● **Data supplied**:
· · · ·

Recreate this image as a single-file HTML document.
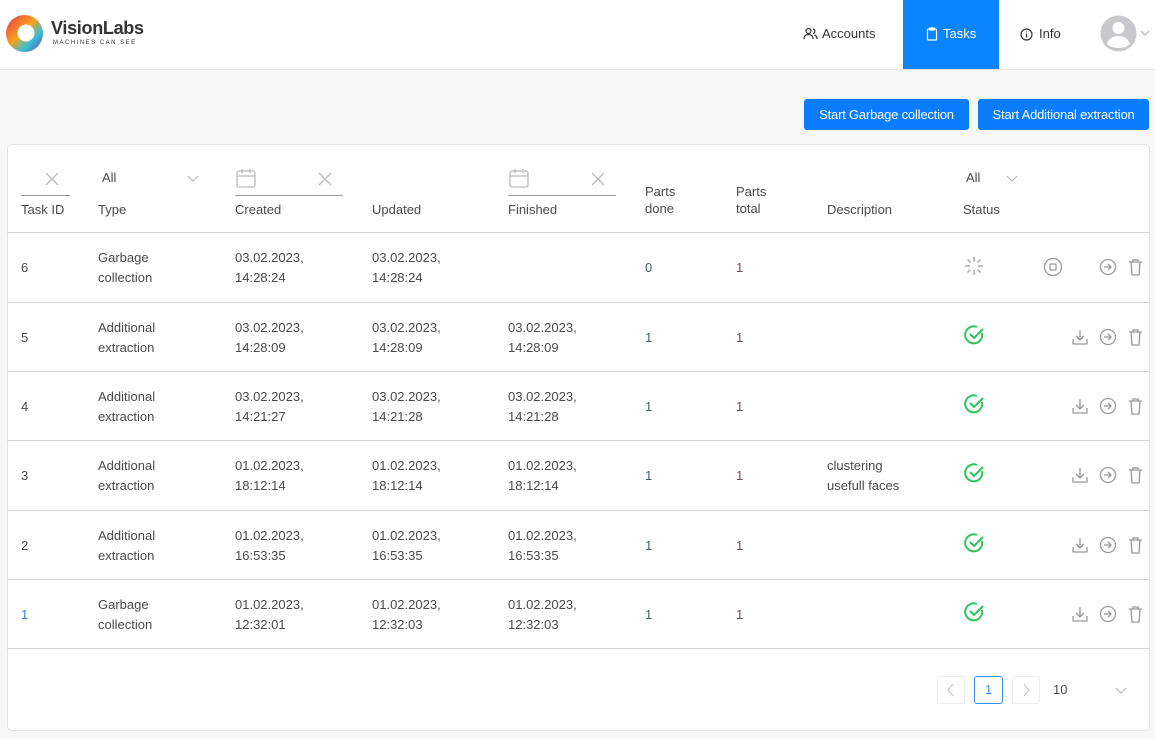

· · · ·

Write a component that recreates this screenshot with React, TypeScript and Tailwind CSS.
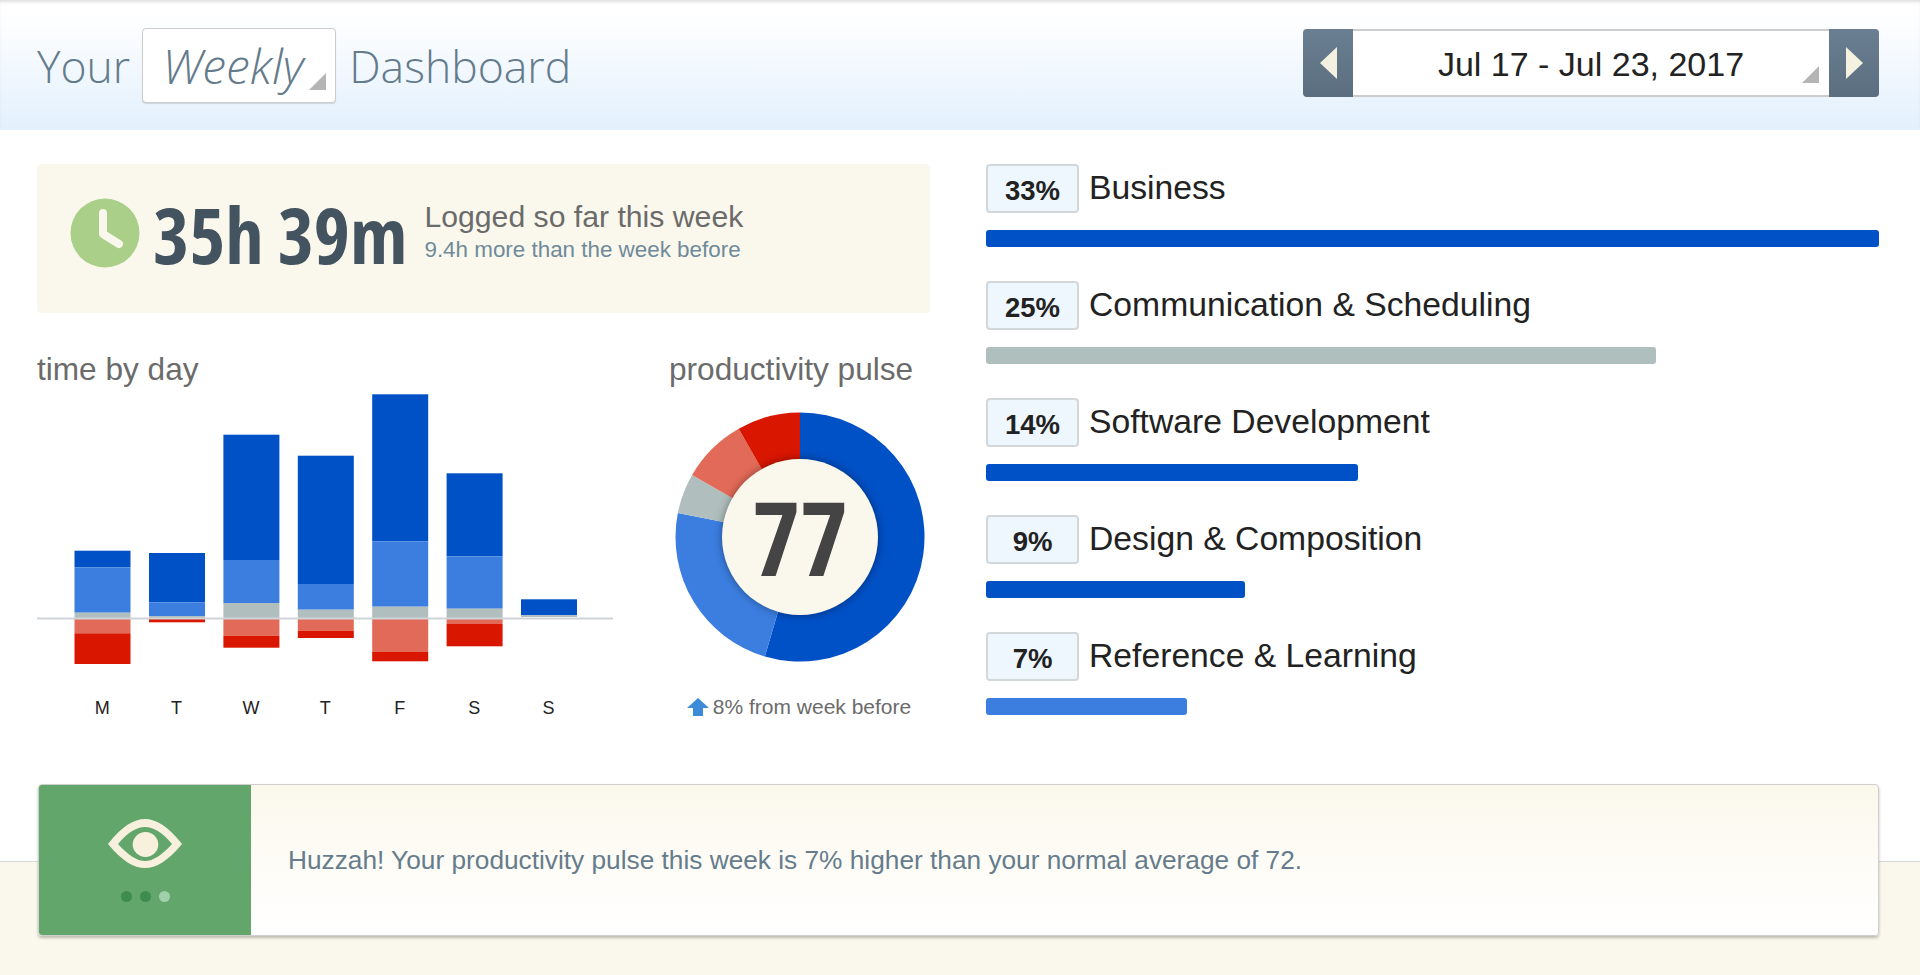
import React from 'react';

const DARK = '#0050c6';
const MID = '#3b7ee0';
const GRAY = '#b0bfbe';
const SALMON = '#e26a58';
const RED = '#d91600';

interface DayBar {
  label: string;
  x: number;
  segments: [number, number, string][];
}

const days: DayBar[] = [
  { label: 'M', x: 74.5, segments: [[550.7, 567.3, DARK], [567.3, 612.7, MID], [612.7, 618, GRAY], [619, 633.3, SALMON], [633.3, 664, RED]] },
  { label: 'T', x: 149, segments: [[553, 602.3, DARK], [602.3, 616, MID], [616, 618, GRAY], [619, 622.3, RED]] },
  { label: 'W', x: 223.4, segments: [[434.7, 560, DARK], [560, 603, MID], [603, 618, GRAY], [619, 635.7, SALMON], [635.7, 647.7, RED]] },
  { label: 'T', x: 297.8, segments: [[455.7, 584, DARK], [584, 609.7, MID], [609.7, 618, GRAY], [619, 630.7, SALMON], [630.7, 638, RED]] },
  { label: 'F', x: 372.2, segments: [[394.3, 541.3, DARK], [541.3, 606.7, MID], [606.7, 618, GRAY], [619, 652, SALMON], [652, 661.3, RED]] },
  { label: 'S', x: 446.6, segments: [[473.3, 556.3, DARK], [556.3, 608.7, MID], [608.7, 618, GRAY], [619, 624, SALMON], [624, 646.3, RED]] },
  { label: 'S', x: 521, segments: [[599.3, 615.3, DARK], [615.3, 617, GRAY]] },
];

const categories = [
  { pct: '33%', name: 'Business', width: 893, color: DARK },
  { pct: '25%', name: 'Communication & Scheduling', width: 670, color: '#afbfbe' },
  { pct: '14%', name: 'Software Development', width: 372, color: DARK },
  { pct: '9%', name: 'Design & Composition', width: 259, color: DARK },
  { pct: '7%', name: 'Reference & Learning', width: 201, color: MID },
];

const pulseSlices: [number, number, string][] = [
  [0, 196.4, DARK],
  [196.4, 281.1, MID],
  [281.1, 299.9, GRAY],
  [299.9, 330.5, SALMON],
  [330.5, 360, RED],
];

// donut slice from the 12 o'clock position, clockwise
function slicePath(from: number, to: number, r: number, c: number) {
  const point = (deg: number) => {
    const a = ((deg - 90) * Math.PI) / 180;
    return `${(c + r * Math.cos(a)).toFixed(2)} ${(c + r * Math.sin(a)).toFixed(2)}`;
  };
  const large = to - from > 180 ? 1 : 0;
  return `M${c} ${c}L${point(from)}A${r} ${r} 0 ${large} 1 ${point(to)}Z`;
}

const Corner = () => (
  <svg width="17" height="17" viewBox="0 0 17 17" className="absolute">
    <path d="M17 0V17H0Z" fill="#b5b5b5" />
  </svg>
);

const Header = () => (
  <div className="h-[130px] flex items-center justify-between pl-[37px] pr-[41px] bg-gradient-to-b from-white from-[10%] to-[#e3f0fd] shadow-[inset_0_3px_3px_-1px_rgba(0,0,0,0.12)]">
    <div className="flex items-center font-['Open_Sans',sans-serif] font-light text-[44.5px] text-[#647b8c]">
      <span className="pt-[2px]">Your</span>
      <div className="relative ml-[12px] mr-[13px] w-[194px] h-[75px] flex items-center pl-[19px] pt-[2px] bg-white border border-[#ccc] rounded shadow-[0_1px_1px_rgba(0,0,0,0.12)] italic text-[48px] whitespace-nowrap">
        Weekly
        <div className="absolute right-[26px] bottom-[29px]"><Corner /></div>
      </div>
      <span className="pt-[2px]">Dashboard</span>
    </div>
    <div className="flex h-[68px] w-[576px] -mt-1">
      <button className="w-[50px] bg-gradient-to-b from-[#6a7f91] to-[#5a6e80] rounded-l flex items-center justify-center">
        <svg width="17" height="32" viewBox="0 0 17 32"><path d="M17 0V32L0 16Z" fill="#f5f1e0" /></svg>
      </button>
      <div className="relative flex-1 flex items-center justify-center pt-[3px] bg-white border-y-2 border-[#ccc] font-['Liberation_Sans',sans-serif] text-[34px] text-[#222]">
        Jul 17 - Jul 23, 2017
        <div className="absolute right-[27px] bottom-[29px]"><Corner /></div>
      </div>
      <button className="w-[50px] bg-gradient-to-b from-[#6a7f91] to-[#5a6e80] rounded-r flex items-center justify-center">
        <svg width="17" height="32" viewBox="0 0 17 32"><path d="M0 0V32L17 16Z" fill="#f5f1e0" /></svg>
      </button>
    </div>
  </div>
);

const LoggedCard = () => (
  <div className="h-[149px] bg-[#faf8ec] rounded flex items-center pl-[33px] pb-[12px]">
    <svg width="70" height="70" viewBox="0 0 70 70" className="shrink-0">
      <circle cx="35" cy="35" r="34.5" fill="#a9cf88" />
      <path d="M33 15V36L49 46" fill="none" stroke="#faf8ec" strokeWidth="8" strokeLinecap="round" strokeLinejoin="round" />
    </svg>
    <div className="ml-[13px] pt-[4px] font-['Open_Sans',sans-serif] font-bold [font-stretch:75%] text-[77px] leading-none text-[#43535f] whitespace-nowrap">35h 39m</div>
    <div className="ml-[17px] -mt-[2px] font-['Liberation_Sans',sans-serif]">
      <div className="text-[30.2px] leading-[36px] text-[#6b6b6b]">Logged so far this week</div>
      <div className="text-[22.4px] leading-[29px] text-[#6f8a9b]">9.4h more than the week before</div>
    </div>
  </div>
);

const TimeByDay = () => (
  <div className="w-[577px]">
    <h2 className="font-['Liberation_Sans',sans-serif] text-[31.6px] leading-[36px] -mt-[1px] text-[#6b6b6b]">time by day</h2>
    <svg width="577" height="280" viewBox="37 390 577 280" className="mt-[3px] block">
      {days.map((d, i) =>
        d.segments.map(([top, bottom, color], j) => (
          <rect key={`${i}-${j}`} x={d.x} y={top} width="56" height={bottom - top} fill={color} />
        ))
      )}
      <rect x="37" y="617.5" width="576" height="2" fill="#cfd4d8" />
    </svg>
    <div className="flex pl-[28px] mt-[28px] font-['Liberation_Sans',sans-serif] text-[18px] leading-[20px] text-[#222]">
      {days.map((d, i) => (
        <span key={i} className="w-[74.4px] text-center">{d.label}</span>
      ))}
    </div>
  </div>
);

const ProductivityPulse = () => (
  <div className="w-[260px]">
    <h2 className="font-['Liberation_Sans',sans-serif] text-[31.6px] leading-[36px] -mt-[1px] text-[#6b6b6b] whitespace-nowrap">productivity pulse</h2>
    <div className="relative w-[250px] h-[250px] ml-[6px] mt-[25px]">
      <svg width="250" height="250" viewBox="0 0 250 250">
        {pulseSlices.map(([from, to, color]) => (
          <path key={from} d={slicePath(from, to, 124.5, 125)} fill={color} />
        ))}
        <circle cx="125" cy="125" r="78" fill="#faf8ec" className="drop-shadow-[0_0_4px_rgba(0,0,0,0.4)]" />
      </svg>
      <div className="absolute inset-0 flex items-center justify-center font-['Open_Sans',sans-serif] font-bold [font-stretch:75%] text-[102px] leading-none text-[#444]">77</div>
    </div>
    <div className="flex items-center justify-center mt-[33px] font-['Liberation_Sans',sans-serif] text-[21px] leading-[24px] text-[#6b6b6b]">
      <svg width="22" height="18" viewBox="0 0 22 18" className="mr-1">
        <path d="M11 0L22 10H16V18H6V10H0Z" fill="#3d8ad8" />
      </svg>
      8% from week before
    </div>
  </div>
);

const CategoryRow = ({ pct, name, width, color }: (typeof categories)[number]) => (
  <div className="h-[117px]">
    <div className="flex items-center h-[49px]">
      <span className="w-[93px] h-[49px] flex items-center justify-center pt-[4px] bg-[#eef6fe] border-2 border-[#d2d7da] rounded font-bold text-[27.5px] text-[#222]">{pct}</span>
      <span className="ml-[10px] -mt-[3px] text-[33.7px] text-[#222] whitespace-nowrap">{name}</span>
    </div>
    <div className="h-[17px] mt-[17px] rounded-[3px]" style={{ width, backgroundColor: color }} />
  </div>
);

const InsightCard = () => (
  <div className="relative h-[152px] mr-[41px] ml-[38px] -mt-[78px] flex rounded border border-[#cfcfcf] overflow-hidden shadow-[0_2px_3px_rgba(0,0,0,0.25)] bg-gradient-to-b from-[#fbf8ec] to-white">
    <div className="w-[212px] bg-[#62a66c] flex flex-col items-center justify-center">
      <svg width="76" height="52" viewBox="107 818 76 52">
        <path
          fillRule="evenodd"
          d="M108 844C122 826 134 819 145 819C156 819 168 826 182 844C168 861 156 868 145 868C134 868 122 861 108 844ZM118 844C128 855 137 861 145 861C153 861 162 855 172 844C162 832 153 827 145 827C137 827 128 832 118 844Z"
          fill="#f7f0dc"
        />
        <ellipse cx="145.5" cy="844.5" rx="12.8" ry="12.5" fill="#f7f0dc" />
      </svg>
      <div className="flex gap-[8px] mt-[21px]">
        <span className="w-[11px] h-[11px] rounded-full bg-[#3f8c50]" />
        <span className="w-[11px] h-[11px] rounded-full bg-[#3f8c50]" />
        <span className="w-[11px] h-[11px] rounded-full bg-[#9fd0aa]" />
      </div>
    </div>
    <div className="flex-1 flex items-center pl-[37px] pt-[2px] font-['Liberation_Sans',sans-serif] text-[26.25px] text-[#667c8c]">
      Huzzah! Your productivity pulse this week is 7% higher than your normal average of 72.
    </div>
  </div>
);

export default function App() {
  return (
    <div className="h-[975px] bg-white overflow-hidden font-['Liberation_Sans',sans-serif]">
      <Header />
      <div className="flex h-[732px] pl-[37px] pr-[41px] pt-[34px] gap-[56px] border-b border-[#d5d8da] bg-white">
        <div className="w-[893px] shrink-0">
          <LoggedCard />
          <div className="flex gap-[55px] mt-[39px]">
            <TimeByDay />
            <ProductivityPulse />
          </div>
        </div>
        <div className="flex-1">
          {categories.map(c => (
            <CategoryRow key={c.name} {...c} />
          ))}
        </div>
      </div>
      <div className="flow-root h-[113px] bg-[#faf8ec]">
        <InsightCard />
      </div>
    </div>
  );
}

· · · ·

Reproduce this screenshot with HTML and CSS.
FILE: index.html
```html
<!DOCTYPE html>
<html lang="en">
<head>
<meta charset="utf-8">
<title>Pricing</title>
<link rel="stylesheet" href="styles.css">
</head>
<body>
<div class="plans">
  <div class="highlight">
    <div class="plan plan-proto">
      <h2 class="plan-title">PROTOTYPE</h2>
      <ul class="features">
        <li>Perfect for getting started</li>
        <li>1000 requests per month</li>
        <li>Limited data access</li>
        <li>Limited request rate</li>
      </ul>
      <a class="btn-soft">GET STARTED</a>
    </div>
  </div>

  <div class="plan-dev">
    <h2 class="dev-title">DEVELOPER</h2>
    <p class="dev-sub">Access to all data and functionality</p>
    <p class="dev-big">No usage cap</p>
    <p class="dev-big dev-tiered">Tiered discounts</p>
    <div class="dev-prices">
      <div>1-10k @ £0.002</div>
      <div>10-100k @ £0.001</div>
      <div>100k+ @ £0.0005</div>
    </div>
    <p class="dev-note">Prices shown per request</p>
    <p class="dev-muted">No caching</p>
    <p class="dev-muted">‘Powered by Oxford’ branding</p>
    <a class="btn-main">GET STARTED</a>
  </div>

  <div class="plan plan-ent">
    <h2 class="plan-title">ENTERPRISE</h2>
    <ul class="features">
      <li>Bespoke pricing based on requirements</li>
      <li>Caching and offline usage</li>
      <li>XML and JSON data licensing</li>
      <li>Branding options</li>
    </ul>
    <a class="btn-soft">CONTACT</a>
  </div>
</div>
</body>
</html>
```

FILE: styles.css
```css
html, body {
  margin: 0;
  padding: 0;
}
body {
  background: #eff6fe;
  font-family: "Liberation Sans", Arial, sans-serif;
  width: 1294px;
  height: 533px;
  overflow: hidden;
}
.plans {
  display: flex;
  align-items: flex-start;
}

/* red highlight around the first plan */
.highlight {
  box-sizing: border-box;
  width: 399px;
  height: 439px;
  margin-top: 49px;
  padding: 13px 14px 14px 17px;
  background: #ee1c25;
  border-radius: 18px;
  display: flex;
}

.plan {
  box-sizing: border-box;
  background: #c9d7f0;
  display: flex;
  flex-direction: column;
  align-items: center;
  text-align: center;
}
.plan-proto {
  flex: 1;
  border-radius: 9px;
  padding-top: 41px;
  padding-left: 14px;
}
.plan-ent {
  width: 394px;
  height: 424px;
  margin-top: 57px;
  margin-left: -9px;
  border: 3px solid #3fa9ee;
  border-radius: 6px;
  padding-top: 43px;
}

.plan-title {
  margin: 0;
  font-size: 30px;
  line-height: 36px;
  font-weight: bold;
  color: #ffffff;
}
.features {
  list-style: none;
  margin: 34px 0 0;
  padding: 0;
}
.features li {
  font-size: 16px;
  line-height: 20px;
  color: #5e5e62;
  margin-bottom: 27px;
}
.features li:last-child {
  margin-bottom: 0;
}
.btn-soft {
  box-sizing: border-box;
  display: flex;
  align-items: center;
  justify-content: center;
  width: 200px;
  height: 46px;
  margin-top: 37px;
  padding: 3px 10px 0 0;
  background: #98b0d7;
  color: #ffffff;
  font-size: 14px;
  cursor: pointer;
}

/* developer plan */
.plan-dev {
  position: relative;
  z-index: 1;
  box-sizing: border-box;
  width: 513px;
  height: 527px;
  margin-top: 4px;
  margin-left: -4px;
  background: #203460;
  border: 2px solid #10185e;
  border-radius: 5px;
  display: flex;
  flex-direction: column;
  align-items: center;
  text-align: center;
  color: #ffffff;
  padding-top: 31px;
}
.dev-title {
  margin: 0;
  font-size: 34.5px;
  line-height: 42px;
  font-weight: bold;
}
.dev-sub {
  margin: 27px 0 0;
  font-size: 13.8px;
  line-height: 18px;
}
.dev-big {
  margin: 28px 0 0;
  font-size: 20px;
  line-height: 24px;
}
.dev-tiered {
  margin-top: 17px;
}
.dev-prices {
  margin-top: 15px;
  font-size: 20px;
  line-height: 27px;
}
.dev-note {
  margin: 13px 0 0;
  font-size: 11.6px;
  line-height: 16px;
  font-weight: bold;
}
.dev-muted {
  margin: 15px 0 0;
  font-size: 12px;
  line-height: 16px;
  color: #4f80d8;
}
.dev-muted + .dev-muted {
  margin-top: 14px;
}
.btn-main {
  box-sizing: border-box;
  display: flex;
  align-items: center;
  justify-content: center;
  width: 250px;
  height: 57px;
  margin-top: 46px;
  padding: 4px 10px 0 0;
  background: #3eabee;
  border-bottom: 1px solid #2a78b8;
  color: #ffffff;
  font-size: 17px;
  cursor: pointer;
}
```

· · · ·

● **Problem description**:
Your answer should be only a number: how many lines of the data above contain the string "React"?

● **Written answer**:
2